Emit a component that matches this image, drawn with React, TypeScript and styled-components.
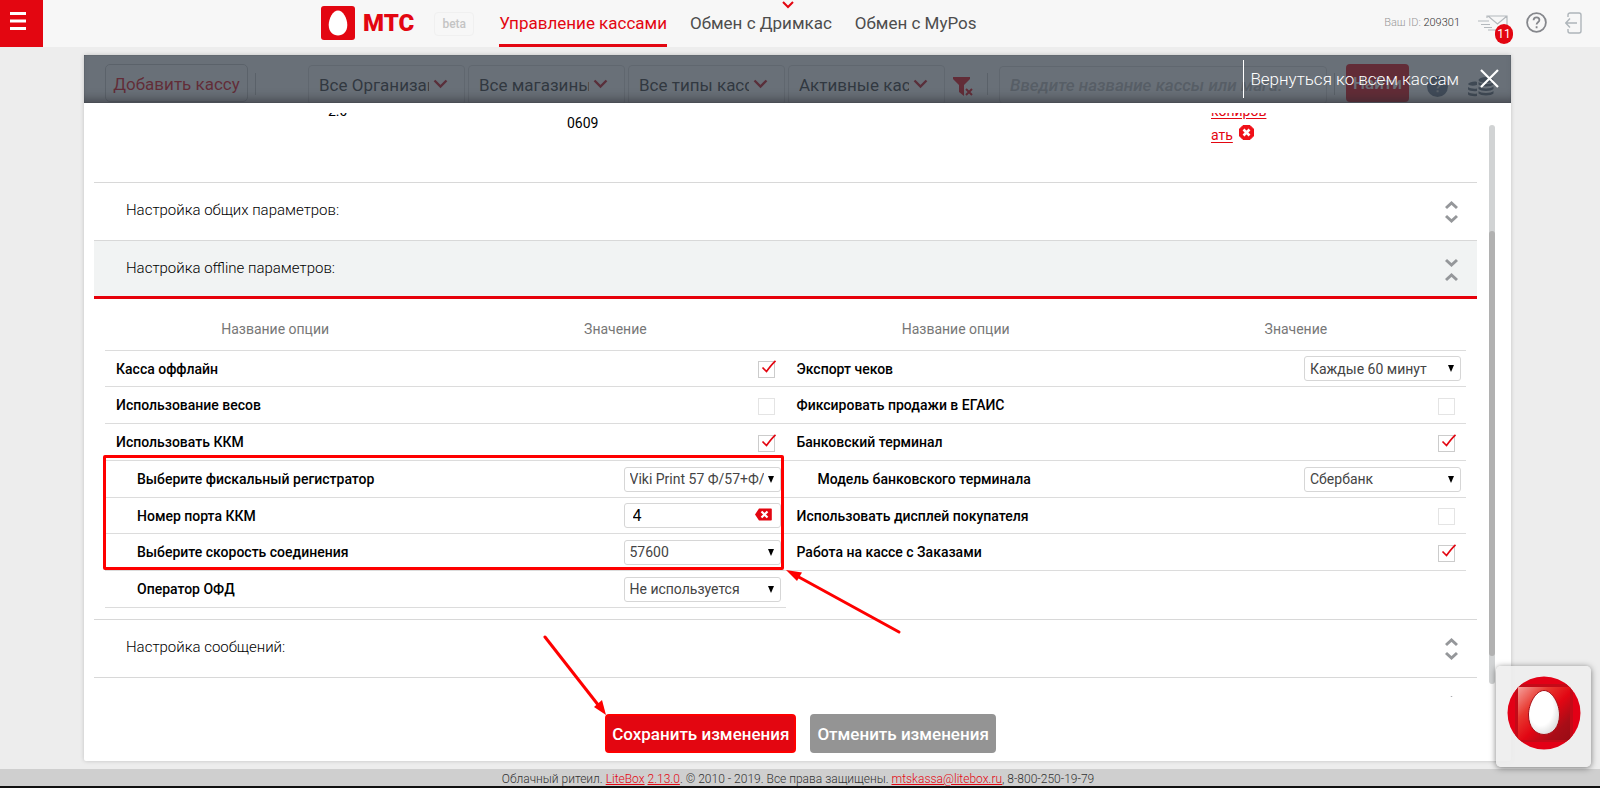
import React from "react";
import styled, { createGlobalStyle, css } from "styled-components";

const RED = "#e30611";

const GlobalStyle = createGlobalStyle`
  *, *::before, *::after { box-sizing: border-box; }
  html, body { margin: 0; padding: 0; }
  body { background: #ededed; font-family: Roboto, "Liberation Sans", sans-serif; color: #000; }
  button, input, select { font: inherit; color: inherit; margin: 0; }
  button { cursor: pointer; }
`;

const Page = styled.div`
  height: 100vh;
  min-height: 600px;
  display: flex;
  flex-direction: column;
  overflow: hidden;
`;

/* ---------- top bar ---------- */

const TopBar = styled.header`
  height: 47px;
  flex: none;
  display: flex;
  background: #f7f7f7;
`;

const MenuButton = styled.button`
  width: 43px;
  border: 0;
  padding: 0 0 4px 10px;
  background: ${RED};
  display: flex;
  align-items: center;
`;

const Logo = styled.a`
  display: flex;
  align-items: center;
  gap: 8px;
  margin: 0 20px 2px 278px;
  text-decoration: none;
  color: ${RED};
  font-size: 24px;
  line-height: 28px;
  font-weight: 900;
`;

const Beta = styled.span`
  align-self: center;
  width: 40px;
  padding: 4px 0;
  text-align: center;
  font-size: 12px;
  line-height: 14px;
  font-weight: 500;
  color: #c4c4c4;
  border: 1px solid #f0f0f0;
  border-radius: 4px;
`;

const Nav = styled.nav`
  display: flex;
  gap: 23px;
  margin-left: 25px;
`;

const NavLink = styled.a<{ $active?: boolean }>`
  position: relative;
  height: 47px;
  padding-top: 11px;
  font-size: 17px;
  line-height: 24px;
  text-decoration: none;
  white-space: nowrap;
  color: ${(p) => (p.$active ? RED : "#4d4d4d")};
  border-bottom: 3px solid ${(p) => (p.$active ? RED : "transparent")};
`;

const NavMark = styled.svg`
  position: absolute;
  top: 1px;
  right: 38px;
`;

const Account = styled.div`
  margin-left: auto;
  padding-right: 18px;
  display: flex;
  align-items: center;
`;

const AccountId = styled.span`
  font-size: 11px;
  line-height: 14px;
  font-weight: 300;
  color: #999;
  margin: 0 18px 2px 0;
  b { font-weight: 300; color: #333; }
`;

const IconButton = styled.button`
  position: relative;
  display: flex;
  padding: 0;
  margin: 0 0 2px 0;
  border: 0;
  background: none;
`;

const AccountIcons = styled.div`
  display: flex;
  align-items: center;
  gap: 18px;
`;

const Counter = styled.span`
  position: absolute;
  left: 17px;
  top: 9px;
  width: 18px;
  border-radius: 9px;
  background: ${RED};
  color: #fff;
  font-size: 12px;
  line-height: 20px;
  text-align: center;
`;

/* ---------- dialog ---------- */

const Dialog = styled.main`
  flex: 1;
  min-height: 0;
  margin: 8px 89px 8px 84px;
  display: flex;
  flex-direction: column;
  background: #fff;
  border-radius: 2px;
  box-shadow: 0 0 4px rgba(0, 0, 0, 0.18);
`;

const DialogTop = styled.div`
  position: relative;
  flex: none;
  height: 48px;
  overflow: hidden;
`;

const Toolbar = styled.div`
  display: flex;
  align-items: flex-start;
  padding: 9px 17px 0 21px;
  font-size: 17px;
  line-height: 24px;
`;

const AddButton = styled.button`
  height: 38px;
  width: 143px;
  flex: none;
  padding: 2px 0 0;
  background: none;
  border: 1px solid #ccc;
  border-radius: 5px;
  color: ${RED};
`;

const Divider = styled.span<{ $after: number }>`
  width: 1px;
  height: 22px;
  flex: none;
  margin: 9px ${(p) => p.$after}px 0 7px;
  background: #c9c9c9;
`;

const FilterBox = styled.label`
  position: relative;
  width: 157px;
  height: 40px;
  flex: none;
  margin: 1px 3px 0 0;
  border: 1px solid #ddd;
  border-radius: 4px;
  svg { position: absolute; right: 16px; top: 13px; pointer-events: none; }
`;

const FilterSelect = styled.select`
  appearance: none;
  display: block;
  width: 120px;
  height: 37px;
  padding: 0 0 0 10px;
  border: 0;
  background: none;
  color: #333;
  outline: none;
`;

const ClearFilter = styled.button`
  padding: 0;
  margin: 13px 7px 0 5px;
  border: 0;
  background: none;
  display: flex;
`;

const Search = styled.input`
  flex: 1;
  min-width: 0;
  height: 38px;
  margin-top: 2px;
  padding: 0 10px;
  border: 1px solid #ddd;
  border-radius: 4px;
  background: none;
  font-style: italic;
  font-weight: 500;
  &::placeholder { color: #bbb; opacity: 1; }
`;

const FindButton = styled.button`
  width: 63px;
  height: 38px;
  flex: none;
  padding: 0;
  border: 0;
  border-radius: 4px;
  background: ${RED};
  color: #fff;
  font-weight: 500;
`;

const ToolbarIcons = styled.div`
  display: flex;
  gap: 20px;
  padding-top: 12px;
  margin-left: 18px;
`;

const Shade = styled.div`
  position: absolute;
  inset: 0;
  display: flex;
  align-items: center;
  justify-content: flex-end;
  padding: 0 12px 0 0;
  background: rgba(49, 59, 70, 0.73);
  box-shadow: inset 0 0 1px rgba(0, 0, 0, 0.5), inset 0 -10px 10px -6px rgba(40, 40, 45, 0.5);
`;

const BackLink = styled.a`
  display: flex;
  align-items: center;
  height: 38px;
  padding: 0 0 0 6px;
  margin-right: 21px;
  border-left: 1px solid #fff;
  color: #fff;
  text-decoration: none;
  font-size: 17px;
  line-height: 24px;
  font-weight: 300;
`;

const Body = styled.div`
  position: relative;
  flex: 1;
  min-height: 0;
  margin-top: 10px;
  overflow: hidden;
  padding: 0 34px 0 10px;
`;

const Track = styled.div`
  position: absolute;
  top: 12px;
  bottom: 13px;
  right: 16px;
  width: 6px;
  border-radius: 3px;
  background: #d1d3d4;
`;

const Thumb = styled.div`
  margin-top: 106px;
  height: 76%;
  border-radius: 3px;
  background: #b1b1b1;
`;

/* The list is shown scrolled, so the till row starts above the visible area. */
const TillRow = styled.div`
  display: grid;
  grid-template-columns: 470px 1fr 266px;
  align-items: center;
  height: 142px;
  margin-top: -73px;
  font-size: 14px;
  line-height: 24px;
`;

const TillVersion = styled.span`
  padding-left: 234px;
`;

const TillNumber = styled.span`
  padding: 24px 0 0 3px;
`;

const TillCopy = styled.span`
  padding-top: 24px;
  a { color: ${RED}; text-decoration: underline; text-underline-offset: 2px; }
  svg { vertical-align: 0; margin-left: 6px; }
`;

const SectionHead = styled.button<{ $open?: boolean }>`
  display: flex;
  align-items: center;
  justify-content: space-between;
  width: 100%;
  height: 58px;
  padding: 0 19px 3px 32px;
  border: 0;
  border-top: 1px solid #d8d8d8;
  background: none;
  font-size: 15px;
  line-height: 20px;
  font-weight: 300;
  text-align: left;
  svg { position: relative; top: 2px; }
  ${(p) =>
    p.$open &&
    css`
      height: 59px;
      padding-bottom: 2px;
      background: #f1f3f3;
      border-bottom: 3px solid #e6000a;
    `}
`;

const Tables = styled.div`
  display: grid;
  grid-template-columns: 1fr 1fr;
  align-items: start;
  padding: 0 11px 11px;
`;

const TableWrap = styled.div`
  position: relative;
`;

const OptionTable = styled.table`
  width: 100%;
  border-collapse: separate;
  border-spacing: 0;
  table-layout: fixed;
  th, td { padding: 0; border-bottom: 1px solid #dcdcdc; }
`;

const ColumnHead = styled.th`
  && { padding-top: 8px; }
  height: 52px;
  font-size: 14px;
  line-height: 20px;
  font-weight: 400;
  color: #777;
`;

const OptionRow = styled.tr`
  height: 37px;
  &:nth-child(4n + 1) { height: 36px; }
`;

const OptionName = styled.td<{ $nested?: boolean }>`
  && { padding-left: ${(p) => (p.$nested ? 32 : 11)}px; }
  font-size: 14px;
  line-height: 20px;
  font-weight: 500;
`;

const OptionValue = styled.td<{ $check?: boolean }>`
  && { padding-right: ${(p) => (p.$check ? 11 : 5)}px; }
`;

const Field = styled.div`
  position: relative;
  width: 157px;
  margin-left: auto;
  svg { position: absolute; right: 7px; top: 9px; pointer-events: none; }
`;

const fieldBox = css`
  display: block;
  width: 100%;
  height: 25px;
  border: 1px solid #d6d6d6;
  border-radius: 3px;
  background: #fff;
  outline: none;
`;

const Select = styled.select`
  ${fieldBox}
  appearance: none;
  padding: 0 16px 0 5px;
  font-size: 14px;
  line-height: 20px;
  color: #444;
`;

const NumberInput = styled.input`
  ${fieldBox}
  padding: 0 32px 0 8px;
  font-size: 16px;
  line-height: 20px;
`;

const ClearInput = styled.button`
  position: absolute;
  right: 9px;
  top: 5px;
  width: 17px;
  height: 13px;
  padding: 0;
  border: 0;
  background: none;
  && svg { position: static; display: block; }
`;

const Check = styled.span`
  position: relative;
  display: block;
  width: 17px;
  height: 17px;
  margin: 2px 0 0 auto;
  svg { position: absolute; left: 3px; top: -1px; pointer-events: none; }
`;

const CheckInput = styled.input`
  appearance: none;
  display: block;
  width: 17px;
  height: 17px;
  border: 1px solid #e4e4e4;
  background: #fff;
  &:checked { border-color: #ccc; }
`;

const Highlight = styled.div`
  position: absolute;
  top: 156px;
  left: -2px;
  right: 2px;
  height: 115px;
  border: 3px solid #fe0000;
  border-radius: 2px;
  pointer-events: none;
`;

const TableArrow = styled.svg`
  position: absolute;
  z-index: 1;
  left: 100%;
  top: 271px;
  pointer-events: none;
`;

const Actions = styled.div`
  flex: none;
  display: flex;
  justify-content: center;
  gap: 14px;
  padding: 17px 0 8px 6px;
`;

const ActionButton = styled.button<{ $primary?: boolean }>`
  position: relative;
  height: 39px;
  padding: 0 5px;
  border: 2px solid ${(p) => (p.$primary ? "#fe0000" : "#949494")};
  border-radius: 4px;
  background: ${(p) => (p.$primary ? RED : "#949494")};
  color: #fff;
  font-size: 17px;
  line-height: 24px;
  font-weight: 500;
  svg { position: absolute; right: 100%; bottom: 100%; pointer-events: none; }
`;

const Footer = styled.footer`
  flex: none;
  height: 19px;
  padding: 1px 4px 0 0;
  background: #cfcfcf;
  border-bottom: 2px solid #111;
  text-align: center;
  font-size: 12px;
  line-height: 19px;
  font-weight: 300;
  color: #333;
  a { color: ${RED}; }
`;

const Assistant = styled.button`
  position: fixed;
  right: 9px;
  bottom: 21px;
  width: 95px;
  height: 101px;
  padding: 0 0 7px;
  display: flex;
  align-items: center;
  justify-content: center;
  border: 0;
  border-radius: 5px;
  background: rgba(237, 237, 237, 0.9);
  box-shadow: 0 1px 6px rgba(0, 0, 0, 0.5);
`;

/* ---------- drawings ---------- */

const Chevron = () => (
  <svg width="15" height="10" viewBox="0 0 15 10" aria-hidden="true">
    <path d="M1.500 1.500l6 6 6-6" fill="none" stroke="#c4101c" strokeWidth="2.4" />
  </svg>
);

const Caret = () => (
  <svg width="6" height="7" viewBox="0 0 6 7" aria-hidden="true">
    <path d="M0 0h6L3 7z" fill="#000" />
  </svg>
);

const Toggle = ({ open }: { open?: boolean }) => (
  <svg width="13" height="24" viewBox="0 0 13 24" fill="none" stroke="#95979a" strokeWidth="3" aria-hidden="true">
    {open ? <path d="M1 2l5.5 5L12 2M1 22l5.5-5 5.5 5" /> : <path d="M1 8l5.5-5L12 8M1 16l5.5 5 5.5-5" />}
  </svg>
);

const Tick = () => (
  <svg width="16" height="14" viewBox="0 0 16 14" aria-hidden="true">
    <path d="M1.500 7.500L5.500 11.500C8 8 11 4 14.500 .8" fill="none" stroke={RED} strokeWidth="1.700" />
  </svg>
);

/* ---------- parts ---------- */

const FilterDrop = ({ name, value }: { name: string; value: string }) => (
  <FilterBox>
    <FilterSelect aria-label={name}>
      <option>{value}</option>
    </FilterSelect>
    <Chevron />
  </FilterBox>
);

type Option = {
  id: string;
  name: string;
  nested?: boolean;
  checked?: boolean;
  choice?: string;
  input?: string;
};

const leftOptions: Option[] = [
  { id: "offline", name: "Касса оффлайн", checked: true },
  { id: "scales", name: "Использование весов", checked: false },
  { id: "kkm", name: "Использовать ККМ", checked: true },
  { id: "fiscal", name: "Выберите фискальный регистратор", nested: true, choice: "Viki Print 57 Ф/57+Ф/" },
  { id: "port", name: "Номер порта ККМ", nested: true, input: "4" },
  { id: "speed", name: "Выберите скорость соединения", nested: true, choice: "57600" },
  { id: "ofd", name: "Оператор ОФД", nested: true, choice: "Не используется" },
];

const rightOptions: Option[] = [
  { id: "export", name: "Экспорт чеков", choice: "Каждые 60 минут" },
  { id: "egais", name: "Фиксировать продажи в ЕГАИС", checked: false },
  { id: "bank", name: "Банковский терминал", checked: true },
  { id: "bankModel", name: "Модель банковского терминала", nested: true, choice: "Сбербанк" },
  { id: "display", name: "Использовать дисплей покупателя", checked: false },
  { id: "orders", name: "Работа на кассе с Заказами", checked: true },
];

const CheckBox = ({ id, initial }: { id: string; initial: boolean }) => {
  const [on, setOn] = React.useState(initial);
  return (
    <Check>
      <CheckInput id={id} type="checkbox" checked={on} onChange={() => setOn(!on)} />
      {on && <Tick />}
    </Check>
  );
};

const Control = ({ option }: { option: Option }) => {
  const { id, checked, choice, input } = option;
  if (choice !== undefined)
    return (
      <Field>
        <Select id={id}>
          <option>{choice}</option>
        </Select>
        <Caret />
      </Field>
    );
  if (input !== undefined)
    return (
      <Field>
        <NumberInput id={id} type="text" defaultValue={input} />
        <ClearInput type="button" aria-label="Очистить">
          <svg width="17" height="13" viewBox="0 0 17 13">
            <path d="M4 .5h12a.8.8 0 0 1 .8.8v10.400a.8.8 0 0 1-.8.8H4L0 6.500z" fill={RED} />
            <path d="M6.500 3.500l6 6M12.500 3.500l-6 6" stroke="#fff" strokeWidth="2.2" />
          </svg>
        </ClearInput>
      </Field>
    );
  return <CheckBox id={id} initial={!!checked} />;
};

const Options = ({ items }: { items: Option[] }) => (
  <OptionTable>
    <thead>
      <tr>
        <ColumnHead>Название опции</ColumnHead>
        <ColumnHead>Значение</ColumnHead>
      </tr>
    </thead>
    <tbody>
      {items.map((o) => (
        <OptionRow key={o.id}>
          <OptionName $nested={o.nested}>
            <label htmlFor={o.id}>{o.name}</label>
          </OptionName>
          <OptionValue $check={o.checked !== undefined}>
            <Control option={o} />
          </OptionValue>
        </OptionRow>
      ))}
    </tbody>
  </OptionTable>
);

export default function App() {
  return (
    <Page>
      <GlobalStyle />
      <TopBar>
        <MenuButton aria-label="Меню">
          <svg width="16" height="19" viewBox="0 0 16 19">
            <path d="M0 1.500h16M0 9h16M0 16.500h16" stroke="#fff" strokeWidth="3" />
          </svg>
        </MenuButton>
        <Logo href="#">
          <svg width="34" height="34" viewBox="0 0 34 34" aria-hidden="true">
            <rect width="34" height="34" rx="3" fill={RED} />
            <path d="M17 4.500c-5 0-9.300 8-9.300 14.500 0 6.500 4.300 10.500 9.300 10.500s9.300-4 9.300-10.500C26.300 12.500 22 4.500 17 4.500z" fill="#fff" />
          </svg>
          МТС
        </Logo>
        <Beta>beta</Beta>
        <Nav>
          <NavLink href="#" $active>Управление кассами</NavLink>
          <NavLink href="#">
            Обмен с Дримкас
            <NavMark width="12" height="8" viewBox="0 0 12 8">
              <path d="M1 1l5 5 5-5" fill="none" stroke={RED} strokeWidth="2" />
            </NavMark>
          </NavLink>
          <NavLink href="#">Обмен с MyPos</NavLink>
        </Nav>
        <Account>
          <AccountId>Ваш ID: <b>209301</b></AccountId>
          <AccountIcons>
            <IconButton aria-label="Сообщения">
              <svg width="30" height="16" viewBox="0 0 30 16" fill="none" stroke="#b4b9bd" strokeWidth="1.2">
                <path d="M9 3V1h20v14H10M10 1l9.500 8L29 1M0 6h11M3 9.500h9M6 12.500h8" />
              </svg>
              <Counter>11</Counter>
            </IconButton>
            <IconButton aria-label="Помощь">
              <svg width="21" height="21" viewBox="0 0 21 21" fill="none" stroke="#85878c" strokeWidth="1.8">
                <circle cx="10.500" cy="10.500" r="9.400" />
                <path d="M7.600 8.300c0-1.900 1.300-2.900 2.900-2.900s2.900 1 2.900 2.700c0 2.100-2.800 2.200-2.800 4.400M10.600 14.200v2" />
              </svg>
            </IconButton>
            <IconButton aria-label="Выход">
              <svg width="17" height="22" viewBox="0 0 17 22" fill="none" stroke="#aeb5ba" strokeWidth="1.400">
                <path d="M3 5V3a2 2 0 0 1 2-2h9a2 2 0 0 1 2 2v16a2 2 0 0 1-2 2H5a2 2 0 0 1-2-2v-2M12 11H1M5 6.500L.8 11 5 15.500" />
              </svg>
            </IconButton>
          </AccountIcons>
        </Account>
      </TopBar>

      <Dialog>
        <DialogTop>
          <Toolbar>
            <AddButton type="button">Добавить кассу</AddButton>
            <Divider $after={52} />
            <FilterDrop name="Организация" value="Все Организации" />
            <FilterDrop name="Магазин" value="Все магазины" />
            <FilterDrop name="Тип кассы" value="Все типы касс" />
            <FilterDrop name="Статус" value="Активные кассы" />
            <ClearFilter type="button" aria-label="Сбросить фильтр">
              <svg width="20" height="20" viewBox="0 0 20 20">
                <path d="M0 0h17v2l-6 6v11l-5-4V8L0 2z" fill={RED} />
                <path d="M13 12l6 6M19 12l-6 6" stroke={RED} strokeWidth="2" />
              </svg>
            </ClearFilter>
            <Divider $after={11} />
            <Search aria-label="Поиск" placeholder="Введите название кассы или мага:" />
            <Divider $after={11} />
            <FindButton type="button">Найти</FindButton>
            <ToolbarIcons>
              <svg width="21" height="21" viewBox="0 0 21 21">
                <circle cx="10.500" cy="10.500" r="10.500" fill="#68788c" />
                <path d="M7.600 8.300c0-1.900 1.300-2.900 2.900-2.900s2.900 1 2.900 2.700c0 2.100-2.800 2.200-2.800 4.400M10.600 14.200v2" fill="none" stroke="#ccc" strokeWidth="2" />
              </svg>
              <svg width="26" height="22" viewBox="0 0 26 22" fill="#66707c">
                <ellipse cx="18" cy="4" rx="7.500" ry="3" />
                <path d="M10.500 6c2 2.500 13 2.500 15 0v2.500c-2 2.500-13 2.500-15 0zM10.500 10.500c2 2.500 13 2.500 15 0V13c-2 2.500-13 2.500-15 0zM10.500 15c2 2.500 13 2.500 15 0v2.500c-2 2.500-13 2.500-15 0zM0 8c1-2 7-3 9-2v3c-3 1-8 1-9-1zM0 11c2 1.500 6 2 9 1.500V15c-3 .5-8 0-9-1.500zM0 16c2 1.500 6 2 9 1.500V20c-3 .5-8 0-9-1.500z" />
              </svg>
            </ToolbarIcons>
          </Toolbar>
          <Shade>
            <BackLink href="#">Вернуться ко всем кассам</BackLink>
            <IconButton aria-label="Закрыть">
              <svg width="19" height="19" viewBox="0 0 19 19">
                <path d="M1 1l17 17M18 1L1 18" stroke="#fff" strokeWidth="2.200" />
              </svg>
            </IconButton>
          </Shade>
        </DialogTop>

        <Body>
          <TillRow>
            <TillVersion>2.0</TillVersion>
            <TillNumber>0609</TillNumber>
            <TillCopy>
              <a href="#">копиров<br />ать</a>
              <svg width="15" height="15" viewBox="0 0 15 15" role="img" aria-label="Удалить">
                <path d="M4 .5h7L14.500 4v7L11 14.500H4L.5 11V4z" fill="#f01018" stroke="#f01018" strokeLinejoin="round" />
                <path d="M4.500 4.500l6 6M10.500 4.500l-6 6" stroke="#fff" strokeWidth="2.600" />
              </svg>
            </TillCopy>
          </TillRow>

          <SectionHead type="button">Настройка общих параметров:<Toggle /></SectionHead>
          <SectionHead type="button" $open>Настройка offline параметров:<Toggle open /></SectionHead>
          <Tables>
            <TableWrap>
              <Options items={leftOptions} />
              <Highlight />
              <TableArrow width="116" height="66" viewBox="0 0 116 66">
                <path d="M10 5.500L113 62" stroke="#fe0000" strokeWidth="3" strokeLinecap="round" />
                <path d="M0 0l16 2.500-5 8.500z" fill="#fe0000" />
              </TableArrow>
            </TableWrap>
            <Options items={rightOptions} />
          </Tables>
          <SectionHead type="button">Настройка сообщений:<Toggle /></SectionHead>
          <SectionHead type="button" aria-label="Следующий раздел"><span /><Toggle /></SectionHead>
          <Track><Thumb /></Track>
        </Body>

        <Actions>
          <ActionButton type="button" $primary>
            Сохранить изменения
            <svg width="64" height="81" viewBox="0 0 64 81">
              <path d="M2 2l54 69" stroke="#fe0000" strokeWidth="3" strokeLinecap="round" />
              <path d="M63 80l-12-8 8-7z" fill="#fe0000" />
            </svg>
          </ActionButton>
          <ActionButton type="button">Отменить изменения</ActionButton>
        </Actions>
      </Dialog>

      <Footer>
        Облачный ритеил. <a href="#">LiteBox</a> <a href="#">2.13.0</a>. © 2010 - 2019. Все права защищены.{" "}
        <a href="#">mtskassa@litebox.ru</a>, 8-800-250-19-79
      </Footer>

      <Assistant aria-label="Помощник">
        <svg width="74" height="74" viewBox="0 0 74 74">
          <defs>
            <linearGradient id="cube" x1="0" y1="0" x2="1" y2="1">
              <stop offset="0" stopColor="#f5a09b" />
              <stop offset=".3" stopColor="#e8382f" />
              <stop offset=".55" stopColor="#e20613" />
              <stop offset=".8" stopColor="#a80d17" />
              <stop offset="1" stopColor="#9a0c15" />
            </linearGradient>
            <radialGradient id="egg" cx=".4" cy=".4" r=".65">
              <stop offset=".6" stopColor="#fff" />
              <stop offset="1" stopColor="#ddd" />
            </radialGradient>
            <clipPath id="disc"><circle cx="37" cy="37" r="36.500" /></clipPath>
          </defs>
          <circle cx="37" cy="37" r="36.500" fill="#e30016" />
          <g clipPath="url(#disc)">
            <rect x="8" y="8" width="58" height="58" fill="#c40a18" />
            <rect x="11" y="11" width="52" height="53" fill="url(#cube)" />
          </g>
          <path d="M37 14.500c-8 0-15.500 13-15.500 24.500 0 12 7 19.500 15.500 19.500S52.500 51 52.500 39C52.500 27.500 45 14.500 37 14.500z" fill="url(#egg)" stroke="#a50d16" />
        </svg>
      </Assistant>
    </Page>
  );
}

■ ■ ■ ■ ■ ■ ■

**What the task requires:** Return all lines with the word "React" in them.

**Correct response:**
Emit a component that matches this image, drawn with React, TypeScript and styled-components.
import React from "react";
  const [on, setOn] = React.useState(initial);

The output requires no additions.